** GIVEN RECORDS **
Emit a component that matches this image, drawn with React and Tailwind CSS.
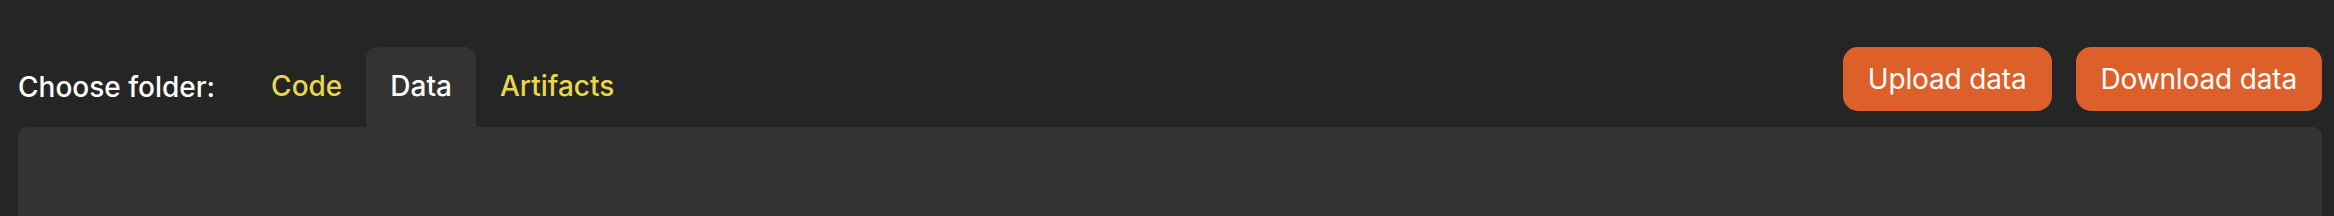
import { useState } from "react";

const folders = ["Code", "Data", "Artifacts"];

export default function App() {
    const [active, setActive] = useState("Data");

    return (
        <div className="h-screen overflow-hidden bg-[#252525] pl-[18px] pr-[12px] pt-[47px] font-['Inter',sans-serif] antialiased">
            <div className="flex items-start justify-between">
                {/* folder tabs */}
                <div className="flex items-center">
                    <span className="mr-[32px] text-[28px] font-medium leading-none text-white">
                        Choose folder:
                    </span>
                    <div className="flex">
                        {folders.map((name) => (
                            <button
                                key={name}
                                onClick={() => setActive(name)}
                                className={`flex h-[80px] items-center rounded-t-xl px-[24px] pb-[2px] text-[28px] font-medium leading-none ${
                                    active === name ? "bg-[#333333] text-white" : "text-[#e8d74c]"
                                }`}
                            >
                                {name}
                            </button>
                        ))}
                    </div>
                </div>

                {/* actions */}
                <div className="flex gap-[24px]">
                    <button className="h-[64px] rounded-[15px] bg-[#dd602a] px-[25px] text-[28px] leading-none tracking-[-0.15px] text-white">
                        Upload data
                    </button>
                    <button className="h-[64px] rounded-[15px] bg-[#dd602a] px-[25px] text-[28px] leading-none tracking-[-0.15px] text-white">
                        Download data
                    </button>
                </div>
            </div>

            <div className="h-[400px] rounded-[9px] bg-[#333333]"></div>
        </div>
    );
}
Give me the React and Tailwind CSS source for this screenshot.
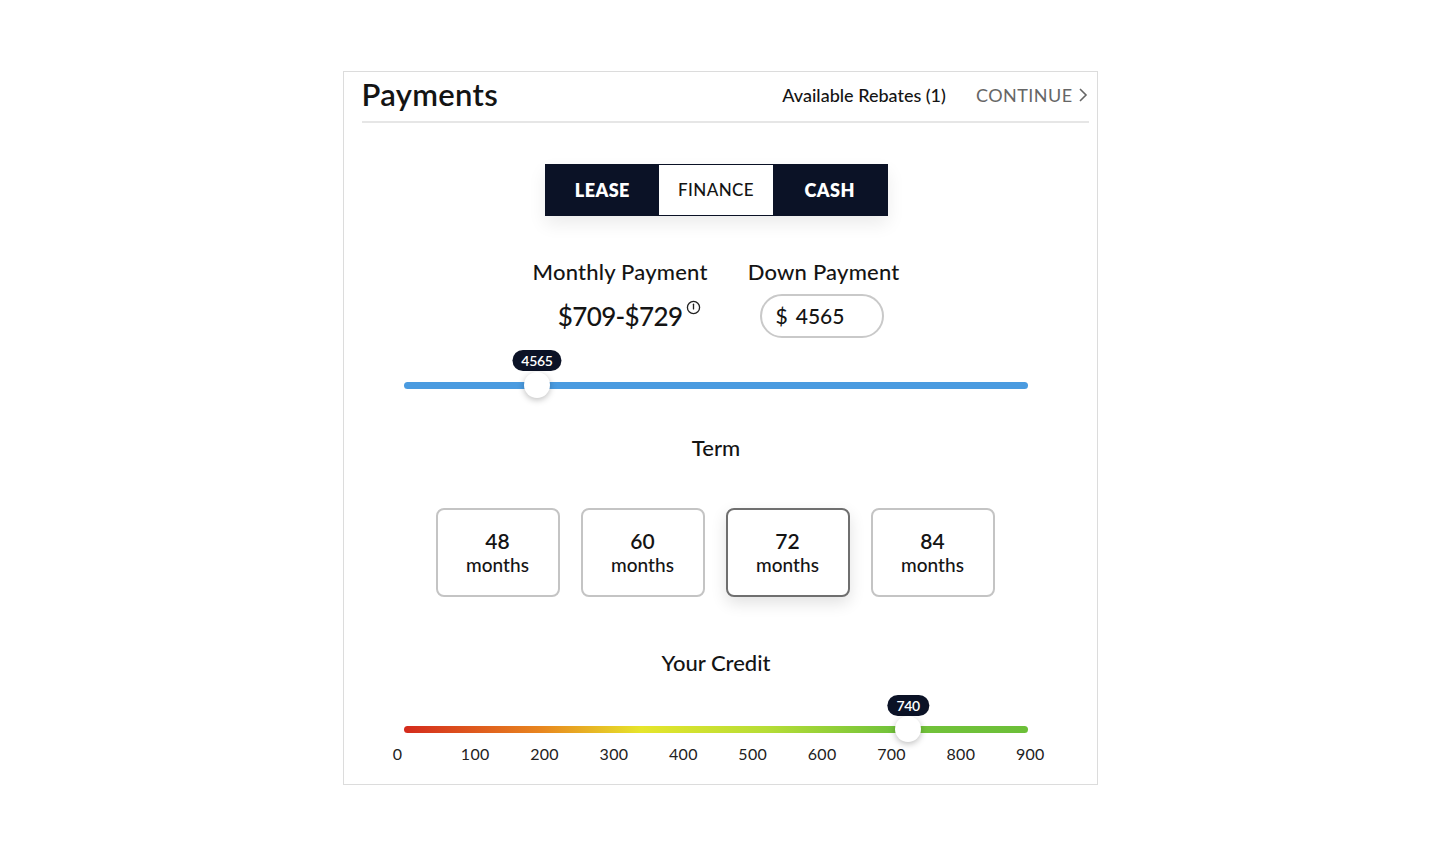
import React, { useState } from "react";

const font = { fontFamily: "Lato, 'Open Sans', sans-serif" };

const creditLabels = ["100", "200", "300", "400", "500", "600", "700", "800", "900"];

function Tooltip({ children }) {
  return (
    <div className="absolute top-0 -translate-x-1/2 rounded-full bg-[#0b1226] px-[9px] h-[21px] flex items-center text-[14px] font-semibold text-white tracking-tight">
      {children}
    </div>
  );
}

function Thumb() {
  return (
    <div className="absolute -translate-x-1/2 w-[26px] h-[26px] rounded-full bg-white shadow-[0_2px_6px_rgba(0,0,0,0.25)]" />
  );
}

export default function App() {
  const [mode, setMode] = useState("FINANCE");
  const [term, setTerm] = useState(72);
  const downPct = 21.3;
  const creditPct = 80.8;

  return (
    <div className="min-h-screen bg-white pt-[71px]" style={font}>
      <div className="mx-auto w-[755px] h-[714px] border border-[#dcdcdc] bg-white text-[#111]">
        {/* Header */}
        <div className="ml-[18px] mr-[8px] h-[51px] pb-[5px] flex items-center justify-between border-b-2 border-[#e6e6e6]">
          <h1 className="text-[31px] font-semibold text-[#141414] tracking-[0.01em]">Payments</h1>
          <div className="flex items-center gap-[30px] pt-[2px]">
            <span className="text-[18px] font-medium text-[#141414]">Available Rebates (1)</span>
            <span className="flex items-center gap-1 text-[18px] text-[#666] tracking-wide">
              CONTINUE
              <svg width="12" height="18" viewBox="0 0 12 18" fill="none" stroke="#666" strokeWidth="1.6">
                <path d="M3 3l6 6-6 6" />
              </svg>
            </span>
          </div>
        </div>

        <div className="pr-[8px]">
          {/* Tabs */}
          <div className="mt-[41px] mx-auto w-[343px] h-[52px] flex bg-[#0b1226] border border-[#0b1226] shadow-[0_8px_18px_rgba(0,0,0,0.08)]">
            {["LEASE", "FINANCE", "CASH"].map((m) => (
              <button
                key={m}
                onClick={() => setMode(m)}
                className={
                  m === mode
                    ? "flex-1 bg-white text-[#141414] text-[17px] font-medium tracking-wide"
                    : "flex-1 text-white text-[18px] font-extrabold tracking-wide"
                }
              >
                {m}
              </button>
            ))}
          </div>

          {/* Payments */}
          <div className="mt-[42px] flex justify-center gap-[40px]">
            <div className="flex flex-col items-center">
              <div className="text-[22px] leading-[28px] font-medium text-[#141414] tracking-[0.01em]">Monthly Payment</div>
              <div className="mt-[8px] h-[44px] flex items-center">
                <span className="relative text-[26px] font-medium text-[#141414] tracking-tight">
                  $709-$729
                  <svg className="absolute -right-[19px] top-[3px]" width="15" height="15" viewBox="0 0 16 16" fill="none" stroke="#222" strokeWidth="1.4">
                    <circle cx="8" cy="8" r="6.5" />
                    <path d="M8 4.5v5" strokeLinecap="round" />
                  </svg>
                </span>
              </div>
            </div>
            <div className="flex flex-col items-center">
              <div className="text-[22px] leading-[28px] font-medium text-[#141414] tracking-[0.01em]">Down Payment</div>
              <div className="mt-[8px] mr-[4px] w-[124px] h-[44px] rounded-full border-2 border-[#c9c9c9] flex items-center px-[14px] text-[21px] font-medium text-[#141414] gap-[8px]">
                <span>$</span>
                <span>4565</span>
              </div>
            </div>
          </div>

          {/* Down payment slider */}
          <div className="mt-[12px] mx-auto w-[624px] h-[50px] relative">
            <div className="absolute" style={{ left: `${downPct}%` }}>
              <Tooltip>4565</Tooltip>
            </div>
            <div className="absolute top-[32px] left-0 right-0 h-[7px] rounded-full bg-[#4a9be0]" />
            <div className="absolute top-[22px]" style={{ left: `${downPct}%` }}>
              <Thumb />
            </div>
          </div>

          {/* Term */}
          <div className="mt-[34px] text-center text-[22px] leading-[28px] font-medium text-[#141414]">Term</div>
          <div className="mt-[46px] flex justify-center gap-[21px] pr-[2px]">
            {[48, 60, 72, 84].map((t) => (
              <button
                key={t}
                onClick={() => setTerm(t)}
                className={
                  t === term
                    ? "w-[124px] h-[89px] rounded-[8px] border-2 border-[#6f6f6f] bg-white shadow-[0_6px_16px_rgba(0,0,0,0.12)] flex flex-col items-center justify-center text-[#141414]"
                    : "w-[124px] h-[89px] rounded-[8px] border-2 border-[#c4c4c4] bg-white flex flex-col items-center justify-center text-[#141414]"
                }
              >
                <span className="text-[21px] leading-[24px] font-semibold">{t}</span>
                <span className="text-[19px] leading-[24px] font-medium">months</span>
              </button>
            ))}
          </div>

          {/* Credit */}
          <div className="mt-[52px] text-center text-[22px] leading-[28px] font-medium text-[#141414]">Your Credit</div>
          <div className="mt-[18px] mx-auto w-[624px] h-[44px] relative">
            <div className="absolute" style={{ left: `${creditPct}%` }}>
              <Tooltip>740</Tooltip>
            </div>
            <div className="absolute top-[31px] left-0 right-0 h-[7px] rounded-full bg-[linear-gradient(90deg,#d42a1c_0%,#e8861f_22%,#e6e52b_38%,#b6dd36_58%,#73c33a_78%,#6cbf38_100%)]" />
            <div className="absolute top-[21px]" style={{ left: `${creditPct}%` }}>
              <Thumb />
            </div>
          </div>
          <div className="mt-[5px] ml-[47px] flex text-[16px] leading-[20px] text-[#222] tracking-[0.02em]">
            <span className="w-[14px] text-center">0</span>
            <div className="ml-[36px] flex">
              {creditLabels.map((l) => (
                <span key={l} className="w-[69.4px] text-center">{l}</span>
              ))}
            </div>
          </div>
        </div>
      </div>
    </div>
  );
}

** PROBLEM TO WORK ON **
Copy out all of the data word for word. Do not carry over any picture.

** RESPONSE TO THE TASK **
Emit a component that matches this image, drawn with React and Tailwind CSS.
import { useState } from "react";

const folders = ["Code", "Data", "Artifacts"];

export default function App() {
    const [active, setActive] = useState("Data");

    return (
        <div className="h-screen overflow-hidden bg-[#252525] pl-[18px] pr-[12px] pt-[47px] font-['Inter',sans-serif] antialiased">
            <div className="flex items-start justify-between">
                {/* folder tabs */}
                <div className="flex items-center">
                    <span className="mr-[32px] text-[28px] font-medium leading-none text-white">
                        Choose folder:
                    </span>
                    <div className="flex">
                        {folders.map((name) => (
                            <button
                                key={name}
                                onClick={() => setActive(name)}
                                className={`flex h-[80px] items-center rounded-t-xl px-[24px] pb-[2px] text-[28px] font-medium leading-none ${
                                    active === name ? "bg-[#333333] text-white" : "text-[#e8d74c]"
                                }`}
                            >
                                {name}
                            </button>
                        ))}
                    </div>
                </div>

                {/* actions */}
                <div className="flex gap-[24px]">
                    <button className="h-[64px] rounded-[15px] bg-[#dd602a] px-[25px] text-[28px] leading-none tracking-[-0.15px] text-white">
                        Upload data
                    </button>
                    <button className="h-[64px] rounded-[15px] bg-[#dd602a] px-[25px] text-[28px] leading-none tracking-[-0.15px] text-white">
                        Download data
                    </button>
                </div>
            </div>

            <div className="h-[400px] rounded-[9px] bg-[#333333]"></div>
        </div>
    );
}
Give me the React and Tailwind CSS source for this screenshot.
import React, { useState } from "react";

const font = { fontFamily: "Lato, 'Open Sans', sans-serif" };

const creditLabels = ["100", "200", "300", "400", "500", "600", "700", "800", "900"];

function Tooltip({ children }) {
  return (
    <div className="absolute top-0 -translate-x-1/2 rounded-full bg-[#0b1226] px-[9px] h-[21px] flex items-center text-[14px] font-semibold text-white tracking-tight">
      {children}
    </div>
  );
}

function Thumb() {
  return (
    <div className="absolute -translate-x-1/2 w-[26px] h-[26px] rounded-full bg-white shadow-[0_2px_6px_rgba(0,0,0,0.25)]" />
  );
}

export default function App() {
  const [mode, setMode] = useState("FINANCE");
  const [term, setTerm] = useState(72);
  const downPct = 21.3;
  const creditPct = 80.8;

  return (
    <div className="min-h-screen bg-white pt-[71px]" style={font}>
      <div className="mx-auto w-[755px] h-[714px] border border-[#dcdcdc] bg-white text-[#111]">
        {/* Header */}
        <div className="ml-[18px] mr-[8px] h-[51px] pb-[5px] flex items-center justify-between border-b-2 border-[#e6e6e6]">
          <h1 className="text-[31px] font-semibold text-[#141414] tracking-[0.01em]">Payments</h1>
          <div className="flex items-center gap-[30px] pt-[2px]">
            <span className="text-[18px] font-medium text-[#141414]">Available Rebates (1)</span>
            <span className="flex items-center gap-1 text-[18px] text-[#666] tracking-wide">
              CONTINUE
              <svg width="12" height="18" viewBox="0 0 12 18" fill="none" stroke="#666" strokeWidth="1.6">
                <path d="M3 3l6 6-6 6" />
              </svg>
            </span>
          </div>
        </div>

        <div className="pr-[8px]">
          {/* Tabs */}
          <div className="mt-[41px] mx-auto w-[343px] h-[52px] flex bg-[#0b1226] border border-[#0b1226] shadow-[0_8px_18px_rgba(0,0,0,0.08)]">
            {["LEASE", "FINANCE", "CASH"].map((m) => (
              <button
                key={m}
                onClick={() => setMode(m)}
                className={
                  m === mode
                    ? "flex-1 bg-white text-[#141414] text-[17px] font-medium tracking-wide"
                    : "flex-1 text-white text-[18px] font-extrabold tracking-wide"
                }
              >
                {m}
              </button>
            ))}
          </div>

          {/* Payments */}
          <div className="mt-[42px] flex justify-center gap-[40px]">
            <div className="flex flex-col items-center">
              <div className="text-[22px] leading-[28px] font-medium text-[#141414] tracking-[0.01em]">Monthly Payment</div>
              <div className="mt-[8px] h-[44px] flex items-center">
                <span className="relative text-[26px] font-medium text-[#141414] tracking-tight">
                  $709-$729
                  <svg className="absolute -right-[19px] top-[3px]" width="15" height="15" viewBox="0 0 16 16" fill="none" stroke="#222" strokeWidth="1.4">
                    <circle cx="8" cy="8" r="6.5" />
                    <path d="M8 4.5v5" strokeLinecap="round" />
                  </svg>
                </span>
              </div>
            </div>
            <div className="flex flex-col items-center">
              <div className="text-[22px] leading-[28px] font-medium text-[#141414] tracking-[0.01em]">Down Payment</div>
              <div className="mt-[8px] mr-[4px] w-[124px] h-[44px] rounded-full border-2 border-[#c9c9c9] flex items-center px-[14px] text-[21px] font-medium text-[#141414] gap-[8px]">
                <span>$</span>
                <span>4565</span>
              </div>
            </div>
          </div>

          {/* Down payment slider */}
          <div className="mt-[12px] mx-auto w-[624px] h-[50px] relative">
            <div className="absolute" style={{ left: `${downPct}%` }}>
              <Tooltip>4565</Tooltip>
            </div>
            <div className="absolute top-[32px] left-0 right-0 h-[7px] rounded-full bg-[#4a9be0]" />
            <div className="absolute top-[22px]" style={{ left: `${downPct}%` }}>
              <Thumb />
            </div>
          </div>

          {/* Term */}
          <div className="mt-[34px] text-center text-[22px] leading-[28px] font-medium text-[#141414]">Term</div>
          <div className="mt-[46px] flex justify-center gap-[21px] pr-[2px]">
            {[48, 60, 72, 84].map((t) => (
              <button
                key={t}
                onClick={() => setTerm(t)}
                className={
                  t === term
                    ? "w-[124px] h-[89px] rounded-[8px] border-2 border-[#6f6f6f] bg-white shadow-[0_6px_16px_rgba(0,0,0,0.12)] flex flex-col items-center justify-center text-[#141414]"
                    : "w-[124px] h-[89px] rounded-[8px] border-2 border-[#c4c4c4] bg-white flex flex-col items-center justify-center text-[#141414]"
                }
              >
                <span className="text-[21px] leading-[24px] font-semibold">{t}</span>
                <span className="text-[19px] leading-[24px] font-medium">months</span>
              </button>
            ))}
          </div>

          {/* Credit */}
          <div className="mt-[52px] text-center text-[22px] leading-[28px] font-medium text-[#141414]">Your Credit</div>
          <div className="mt-[18px] mx-auto w-[624px] h-[44px] relative">
            <div className="absolute" style={{ left: `${creditPct}%` }}>
              <Tooltip>740</Tooltip>
            </div>
            <div className="absolute top-[31px] left-0 right-0 h-[7px] rounded-full bg-[linear-gradient(90deg,#d42a1c_0%,#e8861f_22%,#e6e52b_38%,#b6dd36_58%,#73c33a_78%,#6cbf38_100%)]" />
            <div className="absolute top-[21px]" style={{ left: `${creditPct}%` }}>
              <Thumb />
            </div>
          </div>
          <div className="mt-[5px] ml-[47px] flex text-[16px] leading-[20px] text-[#222] tracking-[0.02em]">
            <span className="w-[14px] text-center">0</span>
            <div className="ml-[36px] flex">
              {creditLabels.map((l) => (
                <span key={l} className="w-[69.4px] text-center">{l}</span>
              ))}
            </div>
          </div>
        </div>
      </div>
    </div>
  );
}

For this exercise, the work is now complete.